> Directive
Can you transcribe every line exactly and leave the pictures behind?

> Material
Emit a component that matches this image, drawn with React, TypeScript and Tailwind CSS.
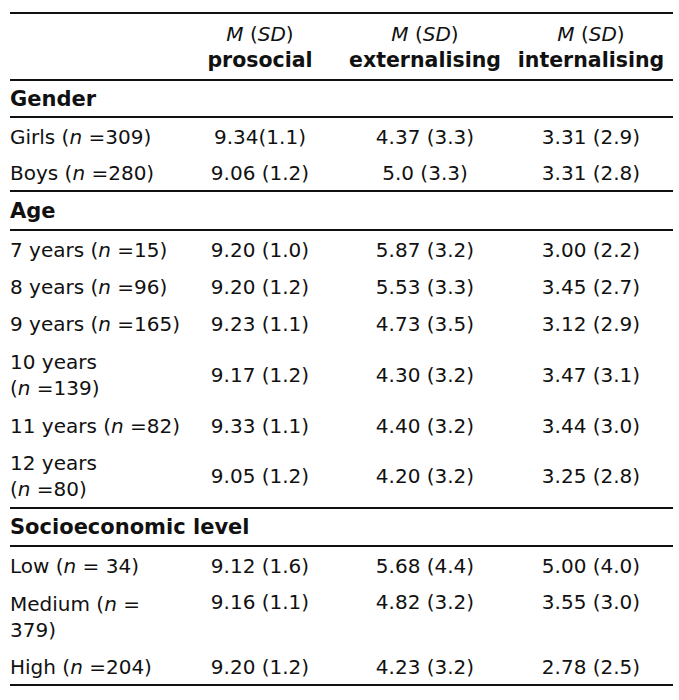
import type { ReactNode } from "react";

type Row = {
  label: ReactNode;
  values: string[];
  tall?: boolean;
  alignTop?: boolean;
};

type Section = {
  title: string;
  titleHeight: string;
  rows: Row[];
};

const N = () => <i>n</i>;

const sections: Section[] = [
  {
    title: "Gender",
    titleHeight: "h-[37px]",
    rows: [
      { label: <>Girls (<N /> =309)</>, values: ["9.34(1.1)", "4.37 (3.3)", "3.31 (2.9)"] },
      { label: <>Boys (<N /> =280)</>, values: ["9.06 (1.2)", "5.0 (3.3)", "3.31 (2.8)"] },
    ],
  },
  {
    title: "Age",
    titleHeight: "h-[39px]",
    rows: [
      { label: <>7 years (<N /> =15)</>, values: ["9.20 (1.0)", "5.87 (3.2)", "3.00 (2.2)"] },
      { label: <>8 years (<N /> =96)</>, values: ["9.20 (1.2)", "5.53 (3.3)", "3.45 (2.7)"] },
      { label: <>9 years (<N /> =165)</>, values: ["9.23 (1.1)", "4.73 (3.5)", "3.12 (2.9)"] },
      {
        label: <>10 years<br />(<N /> =139)</>,
        values: ["9.17 (1.2)", "4.30 (3.2)", "3.47 (3.1)"],
        tall: true,
      },
      { label: <>11 years (<N /> =82)</>, values: ["9.33 (1.1)", "4.40 (3.2)", "3.44 (3.0)"] },
      {
        label: <>12 years<br />(<N /> =80)</>,
        values: ["9.05 (1.2)", "4.20 (3.2)", "3.25 (2.8)"],
        tall: true,
      },
    ],
  },
  {
    title: "Socioeconomic level",
    titleHeight: "h-[38px]",
    rows: [
      { label: <>Low (<N /> = 34)</>, values: ["9.12 (1.6)", "5.68 (4.4)", "5.00 (4.0)"] },
      {
        label: <>Medium (<N /> =<br />379)</>,
        values: ["9.16 (1.1)", "4.82 (3.2)", "3.55 (3.0)"],
        tall: true,
        alignTop: true,
      },
      { label: <>High (<N /> =204)</>, values: ["9.20 (1.2)", "4.23 (3.2)", "2.78 (2.5)"] },
    ],
  },
];

const grid = "grid grid-cols-[180px_145px_180px_158px]";
const valueCell = ["pr-[5px] text-center", "text-center", "pr-[6px] text-center"];

function HeaderCell({ label, className }: { label: string; className: string }) {
  return (
    <div className={`flex flex-col items-center ${className}`}>
      <span>
        <i>M</i> (<i>SD</i>)
      </span>
      <span className="text-[20.5px] font-bold">{label}</span>
    </div>
  );
}

function DataRow({ row, last }: { row: Row; last: boolean }) {
  const height = row.tall ? "h-[65px]" : "h-[37px]";
  const border = last ? "border-b-2 border-[#111]" : "";
  return (
    <div className={`${grid} ${height} ${border} box-border`}>
      <div className="flex items-center">
        <span>{row.label}</span>
      </div>
      {row.values.map((v, i) => (
        <div
          key={i}
          className={`flex justify-center ${row.alignTop ? "items-start pt-[5px]" : "items-center"} ${valueCell[i]}`}
        >
          {v}
        </div>
      ))}
    </div>
  );
}

export default function App() {
  return (
    <div
      className="min-h-[700px] w-[679px] bg-white pl-[10px] pt-[12px] text-[20px] leading-[26px] text-[#111]"
      style={{ fontFamily: '"DejaVu Sans", Verdana, sans-serif' }}
    >
      <div className="w-[663px] border-t-2 border-[#111]">
        <div className={`${grid} box-border h-[67px] content-center border-b-2 border-[#111]`}>
          <div />
          <HeaderCell label="prosocial" className="pr-[5px]" />
          <HeaderCell label="externalising" className="" />
          <HeaderCell label="internalising" className="pr-[6px]" />
        </div>

        {sections.map((section) => (
          <div key={section.title}>
            <div className={`box-border flex items-center border-b-2 border-[#111] ${section.titleHeight}`}>
              <span className="text-[21px] font-bold">{section.title}</span>
            </div>
            {section.rows.map((row, i) => (
              <DataRow key={i} row={row} last={i === section.rows.length - 1} />
            ))}
          </div>
        ))}
      </div>
    </div>
  );
}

> Output below
Emit a component that matches this image, drawn with React, TypeScript and Tailwind CSS.
import type { ReactNode } from "react";

type Row = {
  label: ReactNode;
  values: string[];
  tall?: boolean;
  alignTop?: boolean;
};

type Section = {
  title: string;
  titleHeight: string;
  rows: Row[];
};

const N = () => <i>n</i>;

const sections: Section[] = [
  {
    title: "Gender",
    titleHeight: "h-[37px]",
    rows: [
      { label: <>Girls (<N /> =309)</>, values: ["9.34(1.1)", "4.37 (3.3)", "3.31 (2.9)"] },
      { label: <>Boys (<N /> =280)</>, values: ["9.06 (1.2)", "5.0 (3.3)", "3.31 (2.8)"] },
    ],
  },
  {
    title: "Age",
    titleHeight: "h-[39px]",
    rows: [
      { label: <>7 years (<N /> =15)</>, values: ["9.20 (1.0)", "5.87 (3.2)", "3.00 (2.2)"] },
      { label: <>8 years (<N /> =96)</>, values: ["9.20 (1.2)", "5.53 (3.3)", "3.45 (2.7)"] },
      { label: <>9 years (<N /> =165)</>, values: ["9.23 (1.1)", "4.73 (3.5)", "3.12 (2.9)"] },
      {
        label: <>10 years<br />(<N /> =139)</>,
        values: ["9.17 (1.2)", "4.30 (3.2)", "3.47 (3.1)"],
        tall: true,
      },
      { label: <>11 years (<N /> =82)</>, values: ["9.33 (1.1)", "4.40 (3.2)", "3.44 (3.0)"] },
      {
        label: <>12 years<br />(<N /> =80)</>,
        values: ["9.05 (1.2)", "4.20 (3.2)", "3.25 (2.8)"],
        tall: true,
      },
    ],
  },
  {
    title: "Socioeconomic level",
    titleHeight: "h-[38px]",
    rows: [
      { label: <>Low (<N /> = 34)</>, values: ["9.12 (1.6)", "5.68 (4.4)", "5.00 (4.0)"] },
      {
        label: <>Medium (<N /> =<br />379)</>,
        values: ["9.16 (1.1)", "4.82 (3.2)", "3.55 (3.0)"],
        tall: true,
        alignTop: true,
      },
      { label: <>High (<N /> =204)</>, values: ["9.20 (1.2)", "4.23 (3.2)", "2.78 (2.5)"] },
    ],
  },
];

const grid = "grid grid-cols-[180px_145px_180px_158px]";
const valueCell = ["pr-[5px] text-center", "text-center", "pr-[6px] text-center"];

function HeaderCell({ label, className }: { label: string; className: string }) {
  return (
    <div className={`flex flex-col items-center ${className}`}>
      <span>
        <i>M</i> (<i>SD</i>)
      </span>
      <span className="text-[20.5px] font-bold">{label}</span>
    </div>
  );
}

function DataRow({ row, last }: { row: Row; last: boolean }) {
  const height = row.tall ? "h-[65px]" : "h-[37px]";
  const border = last ? "border-b-2 border-[#111]" : "";
  return (
    <div className={`${grid} ${height} ${border} box-border`}>
      <div className="flex items-center">
        <span>{row.label}</span>
      </div>
      {row.values.map((v, i) => (
        <div
          key={i}
          className={`flex justify-center ${row.alignTop ? "items-start pt-[5px]" : "items-center"} ${valueCell[i]}`}
        >
          {v}
        </div>
      ))}
    </div>
  );
}

export default function App() {
  return (
    <div
      className="min-h-[700px] w-[679px] bg-white pl-[10px] pt-[12px] text-[20px] leading-[26px] text-[#111]"
      style={{ fontFamily: '"DejaVu Sans", Verdana, sans-serif' }}
    >
      <div className="w-[663px] border-t-2 border-[#111]">
        <div className={`${grid} box-border h-[67px] content-center border-b-2 border-[#111]`}>
          <div />
          <HeaderCell label="prosocial" className="pr-[5px]" />
          <HeaderCell label="externalising" className="" />
          <HeaderCell label="internalising" className="pr-[6px]" />
        </div>

        {sections.map((section) => (
          <div key={section.title}>
            <div className={`box-border flex items-center border-b-2 border-[#111] ${section.titleHeight}`}>
              <span className="text-[21px] font-bold">{section.title}</span>
            </div>
            {section.rows.map((row, i) => (
              <DataRow key={i} row={row} last={i === section.rows.length - 1} />
            ))}
          </div>
        ))}
      </div>
    </div>
  );
}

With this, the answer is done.